**Problem**:
Give the data again exactly as written, skipping any pictures.

--- begin Given information ---

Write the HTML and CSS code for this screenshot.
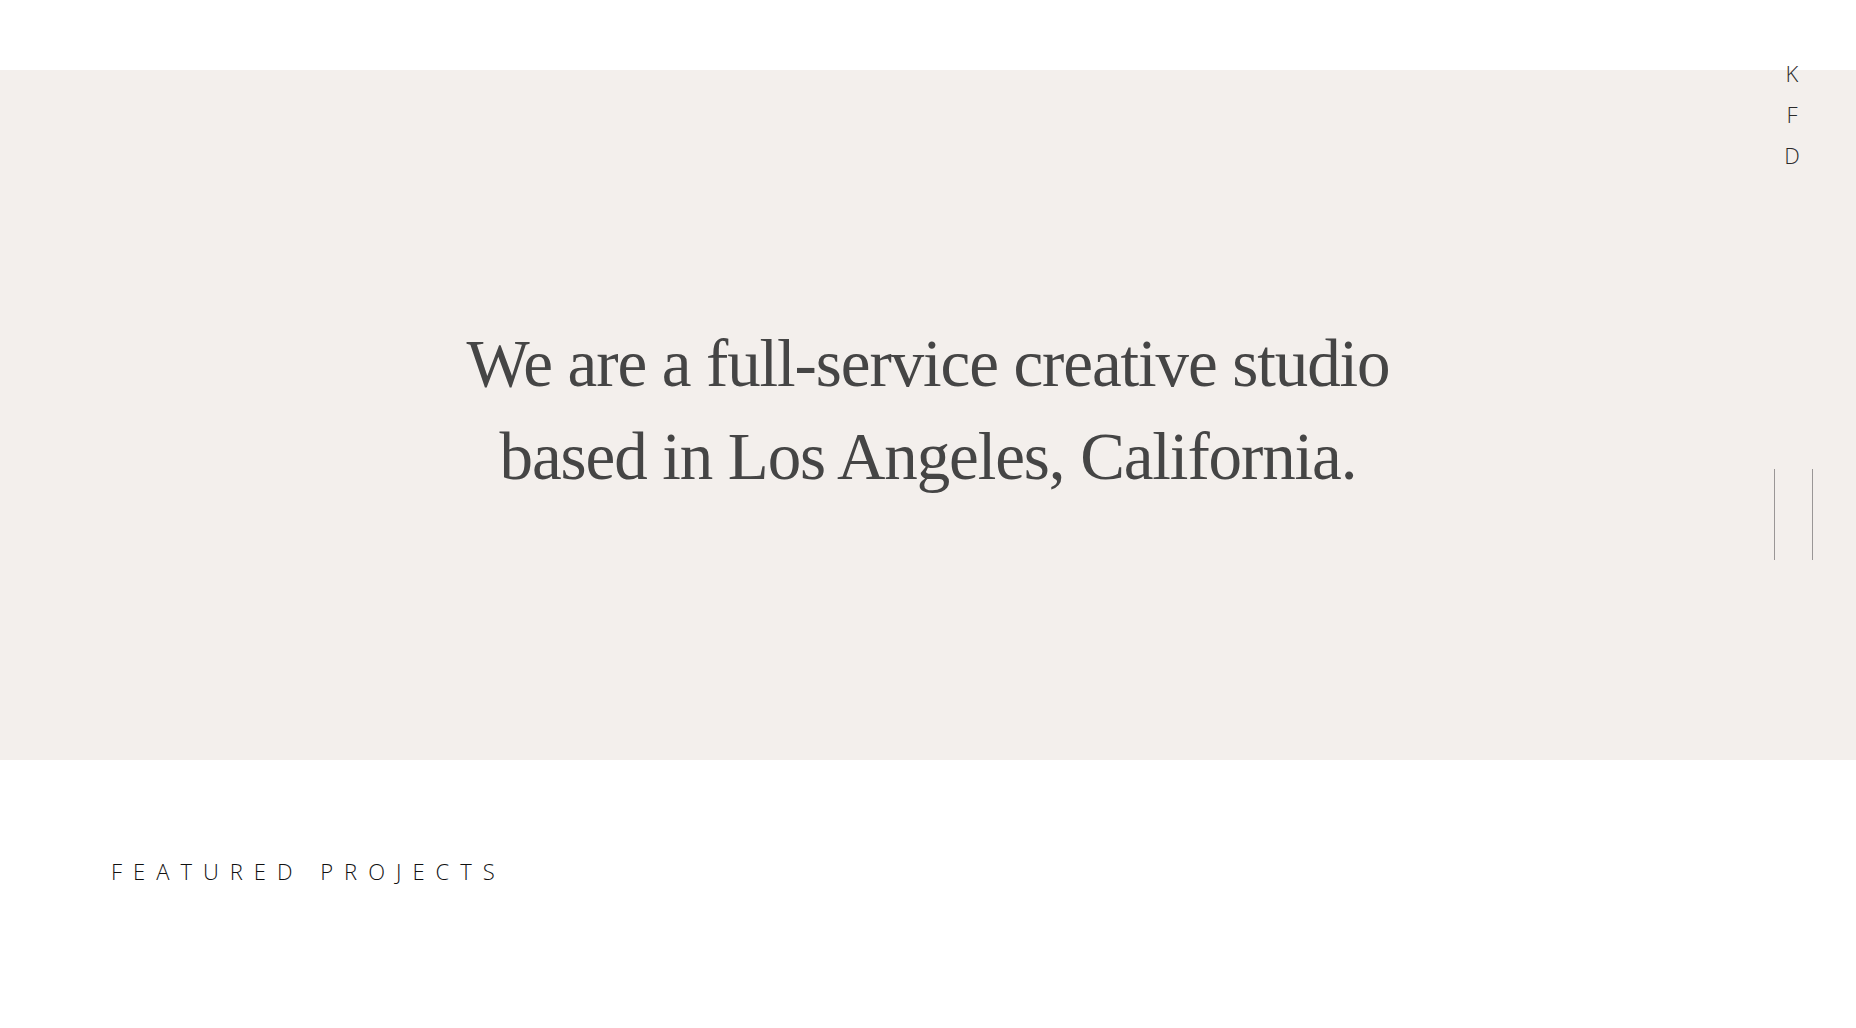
FILE: index.html
```html
<!DOCTYPE html>
<html lang="en">
<head>
<meta charset="utf-8">
<title>KFD Studio</title>
<link rel="stylesheet" href="styles.css">
</head>
<body>
<header class="topbar"></header>
<nav class="side-logo" aria-label="KFD">
  <span>K</span>
  <span>F</span>
  <span>D</span>
</nav>
<div class="pause-lines" aria-hidden="true">
  <span class="line"></span>
  <span class="line"></span>
</div>
<main>
  <section class="hero">
    <h1 class="hero-title">We are a full-service creative studio<br>based in Los Angeles, California.</h1>
  </section>
  <section class="featured">
    <h2 class="featured-title">Featured Projects</h2>
  </section>
</main>
</body>
</html>
```

FILE: styles.css
```css
* { box-sizing: border-box; }
html, body { margin: 0; padding: 0; }
body {
  background: #ffffff;
  width: 1856px;
  height: 1028px;
  overflow: hidden;
  position: relative;
  font-family: "Liberation Serif", serif;
}
.topbar {
  height: 70px;
  background: #ffffff;
}
.hero {
  height: 690px;
  background: #f3efec;
  display: flex;
  align-items: center;
  justify-content: center;
  padding-bottom: 10px;
}
.hero-title {
  margin: 0;
  font-family: "Liberation Serif", "DejaVu Serif", serif;
  font-weight: 400;
  font-size: 67px;
  line-height: 93px;
  color: #454545;
  text-align: center;
  letter-spacing: -1.1px;
}
.side-logo {
  position: absolute;
  top: 60px;
  left: 1778px;
  width: 28px;
  display: flex;
  flex-direction: column;
  align-items: center;
  gap: 14px;
  font-family: "Open Sans", sans-serif;
  font-weight: 300;
  font-size: 22px;
  line-height: 27px;
  color: #2a2a2a;
}
.pause-lines {
  position: absolute;
  top: 469px;
  left: 1774px;
  width: 39px;
  height: 91px;
  display: flex;
  justify-content: space-between;
}
.pause-lines .line {
  width: 1px;
  height: 100%;
  background: #9a9696;
}
.featured {
  padding: 96px 0 0 111px;
}
.featured-title {
  margin: 0;
  font-family: "Open Sans", sans-serif;
  font-weight: 300;
  font-size: 22px;
  line-height: 30px;
  letter-spacing: 0.5em;
  text-transform: uppercase;
  color: #111;
}
```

--- end Given information ---

**Worked solution**:
Write the HTML and CSS code for this screenshot.
FILE: index.html
```html
<!DOCTYPE html>
<html lang="en">
<head>
<meta charset="utf-8">
<title>KFD Studio</title>
<link rel="stylesheet" href="styles.css">
</head>
<body>
<header class="topbar"></header>
<nav class="side-logo" aria-label="KFD">
  <span>K</span>
  <span>F</span>
  <span>D</span>
</nav>
<div class="pause-lines" aria-hidden="true">
  <span class="line"></span>
  <span class="line"></span>
</div>
<main>
  <section class="hero">
    <h1 class="hero-title">We are a full-service creative studio<br>based in Los Angeles, California.</h1>
  </section>
  <section class="featured">
    <h2 class="featured-title">Featured Projects</h2>
  </section>
</main>
</body>
</html>
```

FILE: styles.css
```css
* { box-sizing: border-box; }
html, body { margin: 0; padding: 0; }
body {
  background: #ffffff;
  width: 1856px;
  height: 1028px;
  overflow: hidden;
  position: relative;
  font-family: "Liberation Serif", serif;
}
.topbar {
  height: 70px;
  background: #ffffff;
}
.hero {
  height: 690px;
  background: #f3efec;
  display: flex;
  align-items: center;
  justify-content: center;
  padding-bottom: 10px;
}
.hero-title {
  margin: 0;
  font-family: "Liberation Serif", "DejaVu Serif", serif;
  font-weight: 400;
  font-size: 67px;
  line-height: 93px;
  color: #454545;
  text-align: center;
  letter-spacing: -1.1px;
}
.side-logo {
  position: absolute;
  top: 60px;
  left: 1778px;
  width: 28px;
  display: flex;
  flex-direction: column;
  align-items: center;
  gap: 14px;
  font-family: "Open Sans", sans-serif;
  font-weight: 300;
  font-size: 22px;
  line-height: 27px;
  color: #2a2a2a;
}
.pause-lines {
  position: absolute;
  top: 469px;
  left: 1774px;
  width: 39px;
  height: 91px;
  display: flex;
  justify-content: space-between;
}
.pause-lines .line {
  width: 1px;
  height: 100%;
  background: #9a9696;
}
.featured {
  padding: 96px 0 0 111px;
}
.featured-title {
  margin: 0;
  font-family: "Open Sans", sans-serif;
  font-weight: 300;
  font-size: 22px;
  line-height: 30px;
  letter-spacing: 0.5em;
  text-transform: uppercase;
  color: #111;
}
```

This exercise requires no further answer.